Bees and thunderclouds: More alike than you may think
Bees buzz. In more ways than one.
A new study has found bees can produce as much atmospheric electric charge as a thundercloud, raising questions about the environmental implications.
The authors say the bee-induced charge can help shape weather events, and lift spiders into the air and plop them a far distance away.
Most living creatures carry an innate electric charge. Researchers found that honeybee hive swarms can change atmospheric electricity by 100 to 1,000 volts per metre.
And bees aren't the only ones that can do this. Think about locusts - their giant swarms can cover hundreds of kilometres and be made up of up to 80 million insects. It's believed their influence is likely far greater than that of honeybees.
“We always looked at how physics influenced biology, but at some point, we realized that biology might also be influencing physics,” says first author Ellard Hunting, a biologist at the University of Bristol, in a statement.

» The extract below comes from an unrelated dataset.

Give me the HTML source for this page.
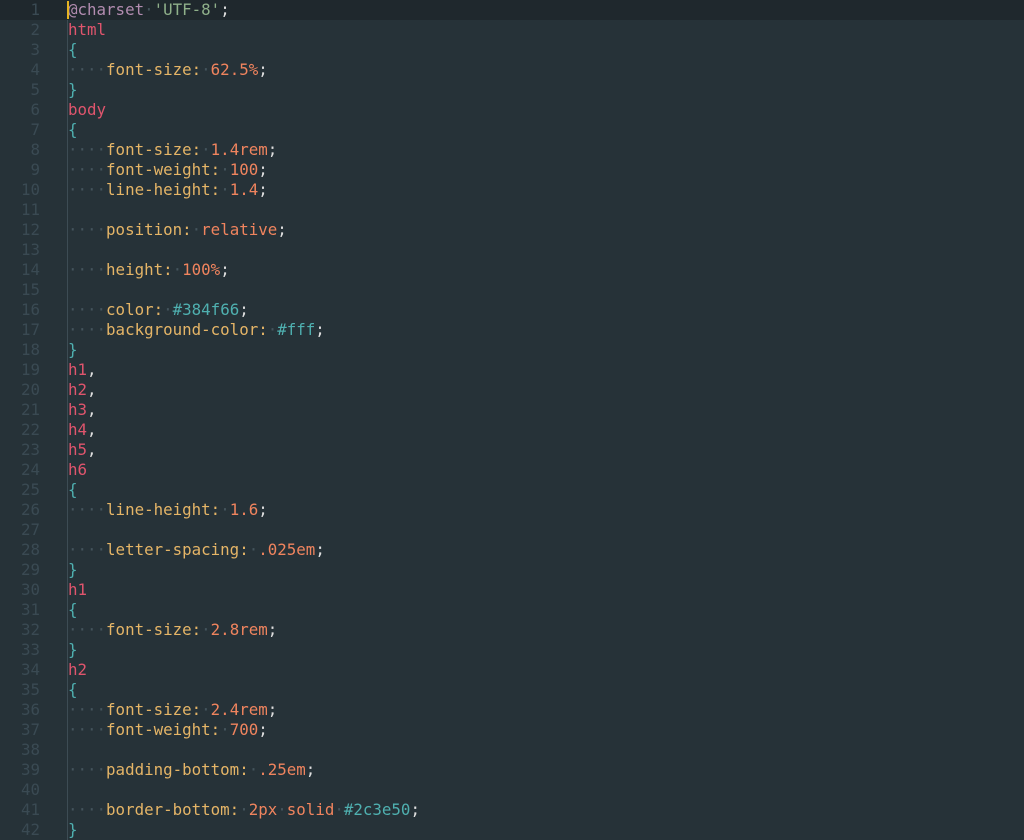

“We’re interested in how different organisms use the static electric fields that are virtually everywhere in the environment.”
The discovery that there is a link between biology and static electric fields is new - and it raises questions that warrant further study.
For example, how do these charges impact very tiny things, like microbes? and do they have any influence over big things, like the global electric circuit?
Only time will tell - but the study does highlight one important point -- that all creatures play a role in the ecosystem, sometimes in ways we just starting to understand.